What does commercial EMP protection cost?

Basic service entrance surge protection for a commercial building runs $10,000–$50,000. A shielded server room for critical IT infrastructure adds $100,000–$400,000. Comprehensive hardening of all critical systems in a large commercial building can reach $500,000–$2,000,000 depending on scope.

What is the difference between EMP protection and lightning protection?

Lightning protection addresses the relatively slow-rise-time transients from direct and nearby lightning strikes. EMP protection addresses much faster rise-time transients (particularly E1 HEMP components) that standard lightning protection cannot handle. Equipment rated for lightning protection is not adequate for full EMP protection—EMP-rated SPDs are required.
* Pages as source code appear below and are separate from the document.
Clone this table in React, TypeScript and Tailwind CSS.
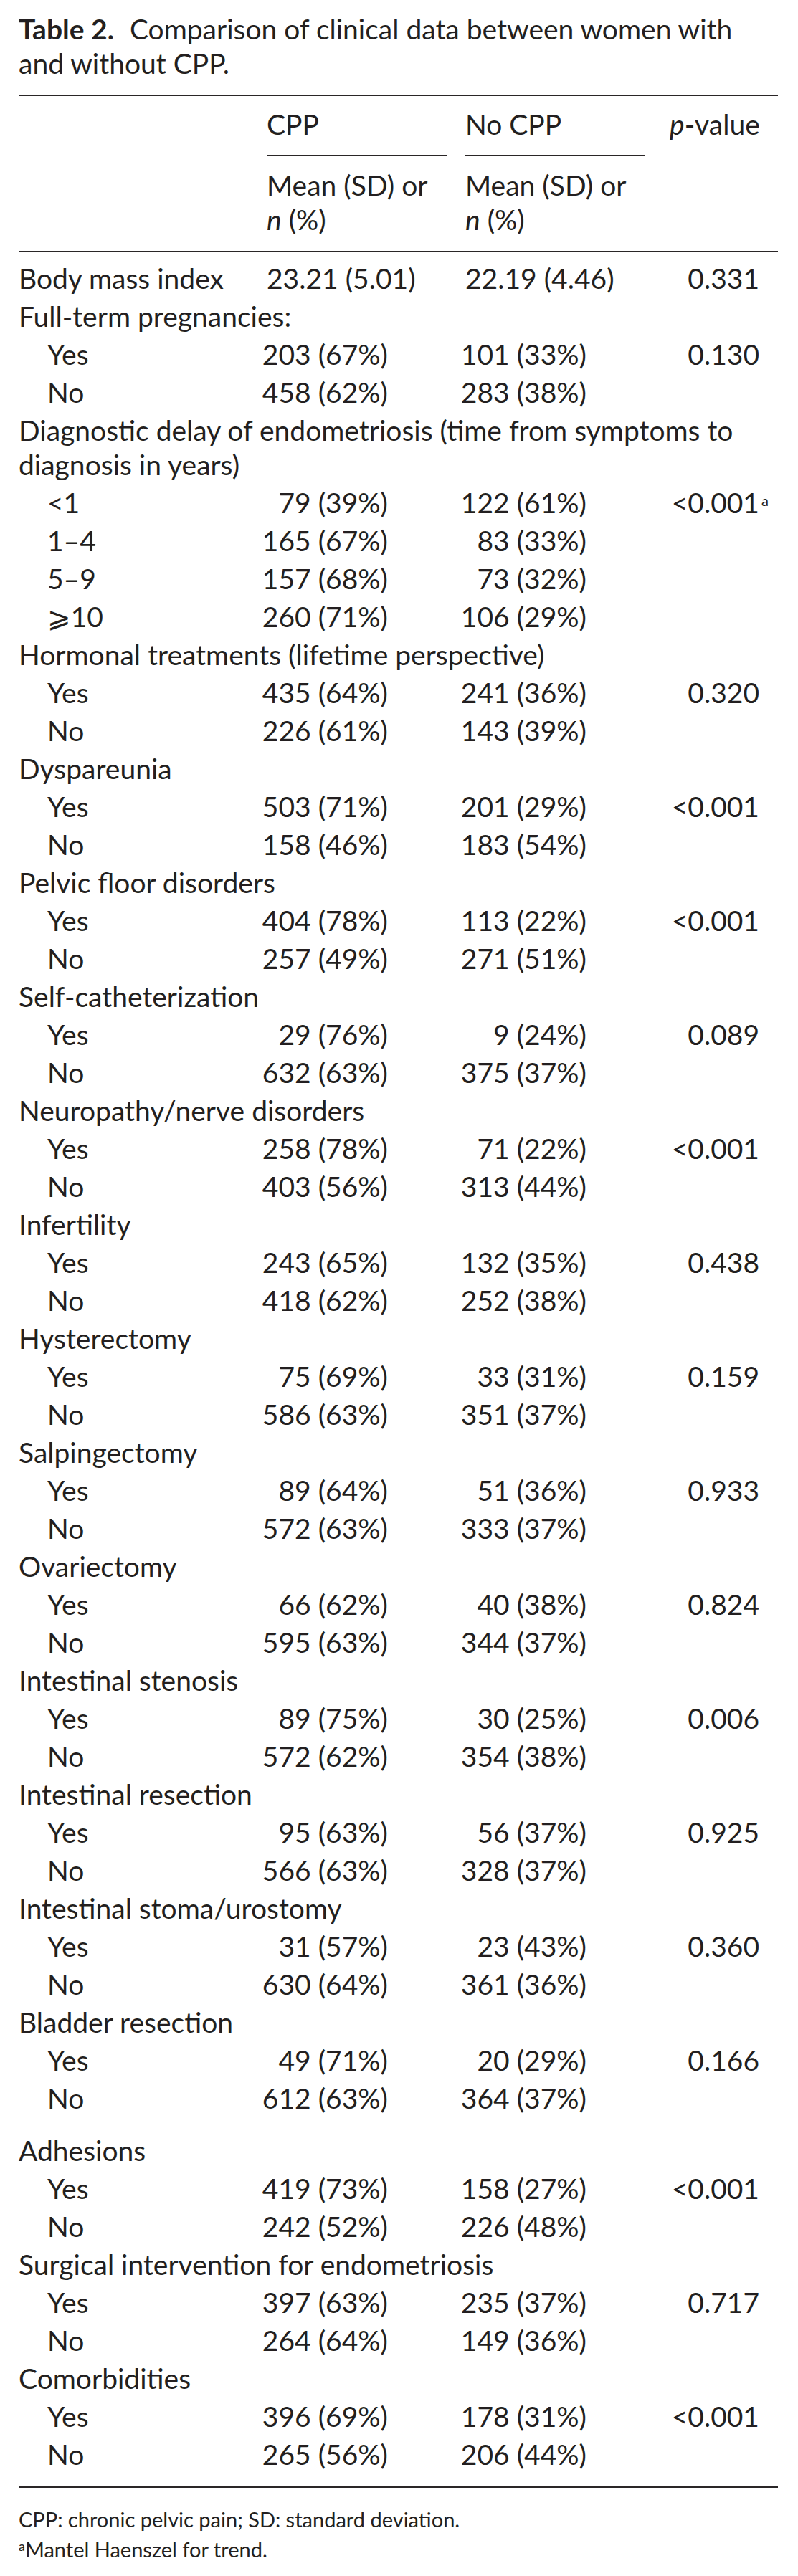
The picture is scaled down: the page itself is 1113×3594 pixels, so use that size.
import React from "react";

type Row =
  | { kind: "group"; label: React.ReactNode; gap?: boolean }
  | {
      kind: "data";
      label: string;
      sub?: boolean;
      cpp: string;
      nocpp: string;
      p?: string;
      sup?: boolean;
      mean?: boolean;
    };

const rows: Row[] = [
  { kind: "data", label: "Body mass index", cpp: "23.21 (5.01)", nocpp: "22.19 (4.46)", p: "0.331", mean: true },
  { kind: "group", label: "Full-term pregnancies:" },
  { kind: "data", label: "Yes", sub: true, cpp: "203 (67%)", nocpp: "101 (33%)", p: "0.130" },
  { kind: "data", label: "No", sub: true, cpp: "458 (62%)", nocpp: "283 (38%)" },
  {
    kind: "group",
    label: (
      <>
        Diagnostic delay of endometriosis (time from symptoms to
        <br />
        diagnosis in years)
      </>
    ),
  },
  { kind: "data", label: "<1", sub: true, cpp: "79 (39%)", nocpp: "122 (61%)", p: "<0.001", sup: true },
  { kind: "data", label: "1–4", sub: true, cpp: "165 (67%)", nocpp: "83 (33%)" },
  { kind: "data", label: "5–9", sub: true, cpp: "157 (68%)", nocpp: "73 (32%)" },
  { kind: "data", label: "⩾10", sub: true, cpp: "260 (71%)", nocpp: "106 (29%)" },
  { kind: "group", label: "Hormonal treatments (lifetime perspective)" },
  { kind: "data", label: "Yes", sub: true, cpp: "435 (64%)", nocpp: "241 (36%)", p: "0.320" },
  { kind: "data", label: "No", sub: true, cpp: "226 (61%)", nocpp: "143 (39%)" },
  { kind: "group", label: "Dyspareunia" },
  { kind: "data", label: "Yes", sub: true, cpp: "503 (71%)", nocpp: "201 (29%)", p: "<0.001" },
  { kind: "data", label: "No", sub: true, cpp: "158 (46%)", nocpp: "183 (54%)" },
  { kind: "group", label: "Pelvic floor disorders" },
  { kind: "data", label: "Yes", sub: true, cpp: "404 (78%)", nocpp: "113 (22%)", p: "<0.001" },
  { kind: "data", label: "No", sub: true, cpp: "257 (49%)", nocpp: "271 (51%)" },
  { kind: "group", label: "Self-catheterization" },
  { kind: "data", label: "Yes", sub: true, cpp: "29 (76%)", nocpp: "9 (24%)", p: "0.089" },
  { kind: "data", label: "No", sub: true, cpp: "632 (63%)", nocpp: "375 (37%)" },
  { kind: "group", label: "Neuropathy/nerve disorders" },
  { kind: "data", label: "Yes", sub: true, cpp: "258 (78%)", nocpp: "71 (22%)", p: "<0.001" },
  { kind: "data", label: "No", sub: true, cpp: "403 (56%)", nocpp: "313 (44%)" },
  { kind: "group", label: "Infertility" },
  { kind: "data", label: "Yes", sub: true, cpp: "243 (65%)", nocpp: "132 (35%)", p: "0.438" },
  { kind: "data", label: "No", sub: true, cpp: "418 (62%)", nocpp: "252 (38%)" },
  { kind: "group", label: "Hysterectomy" },
  { kind: "data", label: "Yes", sub: true, cpp: "75 (69%)", nocpp: "33 (31%)", p: "0.159" },
  { kind: "data", label: "No", sub: true, cpp: "586 (63%)", nocpp: "351 (37%)" },
  { kind: "group", label: "Salpingectomy" },
  { kind: "data", label: "Yes", sub: true, cpp: "89 (64%)", nocpp: "51 (36%)", p: "0.933" },
  { kind: "data", label: "No", sub: true, cpp: "572 (63%)", nocpp: "333 (37%)" },
  { kind: "group", label: "Ovariectomy" },
  { kind: "data", label: "Yes", sub: true, cpp: "66 (62%)", nocpp: "40 (38%)", p: "0.824" },
  { kind: "data", label: "No", sub: true, cpp: "595 (63%)", nocpp: "344 (37%)" },
  { kind: "group", label: "Intestinal stenosis" },
  { kind: "data", label: "Yes", sub: true, cpp: "89 (75%)", nocpp: "30 (25%)", p: "0.006" },
  { kind: "data", label: "No", sub: true, cpp: "572 (62%)", nocpp: "354 (38%)" },
  { kind: "group", label: "Intestinal resection" },
  { kind: "data", label: "Yes", sub: true, cpp: "95 (63%)", nocpp: "56 (37%)", p: "0.925" },
  { kind: "data", label: "No", sub: true, cpp: "566 (63%)", nocpp: "328 (37%)" },
  { kind: "group", label: "Intestinal stoma/urostomy" },
  { kind: "data", label: "Yes", sub: true, cpp: "31 (57%)", nocpp: "23 (43%)", p: "0.360" },
  { kind: "data", label: "No", sub: true, cpp: "630 (64%)", nocpp: "361 (36%)" },
  { kind: "group", label: "Bladder resection" },
  { kind: "data", label: "Yes", sub: true, cpp: "49 (71%)", nocpp: "20 (29%)", p: "0.166" },
  { kind: "data", label: "No", sub: true, cpp: "612 (63%)", nocpp: "364 (37%)" },
  { kind: "group", label: "Adhesions", gap: true },
  { kind: "data", label: "Yes", sub: true, cpp: "419 (73%)", nocpp: "158 (27%)", p: "<0.001" },
  { kind: "data", label: "No", sub: true, cpp: "242 (52%)", nocpp: "226 (48%)" },
  { kind: "group", label: "Surgical intervention for endometriosis" },
  { kind: "data", label: "Yes", sub: true, cpp: "397 (63%)", nocpp: "235 (37%)", p: "0.717" },
  { kind: "data", label: "No", sub: true, cpp: "264 (64%)", nocpp: "149 (36%)" },
  { kind: "group", label: "Comorbidities" },
  { kind: "data", label: "Yes", sub: true, cpp: "396 (69%)", nocpp: "178 (31%)", p: "<0.001" },
  { kind: "data", label: "No", sub: true, cpp: "265 (56%)", nocpp: "206 (44%)" },
];

function TableRow({ row }: { row: Row }) {
  if (row.kind === "group") {
    return (
      <div
        className={
          "grid grid-cols-[322px_277px_277px_183px] pb-[2.5px] " +
          (row.gap ? "pt-[22.5px]" : "pt-[2.5px]")
        }
      >
        <div className="col-span-4 whitespace-nowrap">{row.label}</div>
      </div>
    );
  }
  return (
    <div className="grid grid-cols-[322px_277px_277px_183px] py-[2.5px]">
      <div className={"whitespace-nowrap " + (row.sub ? "pl-[40px]" : "")}>{row.label}</div>
      <div className={row.mean ? "pl-[24px] whitespace-nowrap" : "pr-[84px] text-right whitespace-nowrap"}>
        {row.cpp}
      </div>
      <div className={row.mean ? "pl-[24px] whitespace-nowrap" : "pr-[84px] text-right whitespace-nowrap"}>
        {row.nocpp}
      </div>
      <div className="pr-[26px] text-right whitespace-nowrap">
        {row.p ? (
          <span className="relative">
            {row.p}
            {row.sup ? (
              <span className="absolute left-full top-[10px] ml-[3px] text-[20px] leading-none">a</span>
            ) : null}
          </span>
        ) : null}
      </div>
    </div>
  );
}

export default function App() {
  return (
    <div className="min-h-screen bg-white text-[#231f20] font-['Lato','DejaVu_Sans',sans-serif]">
      <div className="px-[26px] pt-[16px] pb-[17px] w-[1111px]">
        <p className="text-[39px] leading-[48px] whitespace-nowrap">
          <span className="font-bold">Table 2.</span>
          <span className="ml-[22px]">Comparison of clinical data between women with</span>
          <br />
          and without CPP.
        </p>

        <div className="mt-[20px] text-[39px] leading-[48px]">
          <div className="grid grid-cols-[322px_277px_277px_183px] border-t-2 border-b-2 border-[#2a2627]">
            <div className="row-span-2" />
            <div className="pl-[24px] pt-[15px]">
              <div className="border-b-2 border-[#2a2627] pb-[19px] mr-[2px]">CPP</div>
            </div>
            <div className="pl-[24px] pt-[15px]">
              <div className="border-b-2 border-[#2a2627] pb-[19px] mr-[2px]">No CPP</div>
            </div>
            <div className="row-span-2 pl-[32px] pt-[15px] whitespace-nowrap">
              <i>p</i>-value
            </div>
            <div className="pl-[24px] pt-[16px] pb-[20px] whitespace-nowrap">
              Mean (SD) or
              <br />
              <i>n</i> (%)
            </div>
            <div className="pl-[24px] pt-[16px] pb-[20px] whitespace-nowrap">
              Mean (SD) or
              <br />
              <i>n</i> (%)
            </div>
          </div>

          <div className="pt-[9.5px] pb-[18px] border-b-2 border-[#2a2627]">
            {rows.map((r, i) => (
              <TableRow key={i} row={r} />
            ))}
          </div>
        </div>

        <div className="mt-[23px] text-[29px] leading-[42px]">
          <p>CPP: chronic pelvic pain; SD: standard deviation.</p>
          <p>
            <span className="relative -top-[9px] text-[18px]">a</span>Mantel Haenszel for trend.
          </p>
        </div>
      </div>
    </div>
  );
}
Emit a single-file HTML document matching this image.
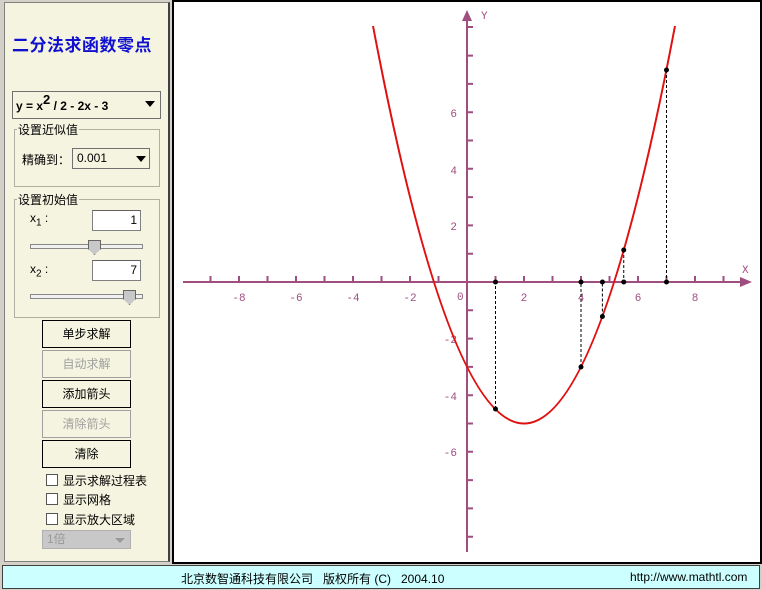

What is an EMP hardening checklist?

An EMP hardening checklist systematically addresses all EMP entry pathways: incoming power (surge protection and shielding), incoming communications (filtered penetrations), direct E-field coupling (shielded rooms for critical equipment), and power continuity (generator and UPS hardening).

Do I need MIL-STD-188-125 compliance for commercial EMP protection?

MIL-STD-188-125 is a Department of Defense standard for HEMP hardening of ground-based C4I facilities. Most commercial organizations don't require MIL-STD-188-125 compliance—commercial EMP protection specifications based on geomagnetic storm and general EMP threat models are appropriate for most non-defense applications.

What is the EMP protection for generator control systems?

Generator control system EMP protection typically involves protecting the electronic governor, automatic transfer switch, battery charging system, and control panel from E1 transients. Options include surge protection at the control system power inputs, locating control electronics within shielded enclosures, and specifying generators with hardened or analog backup control systems.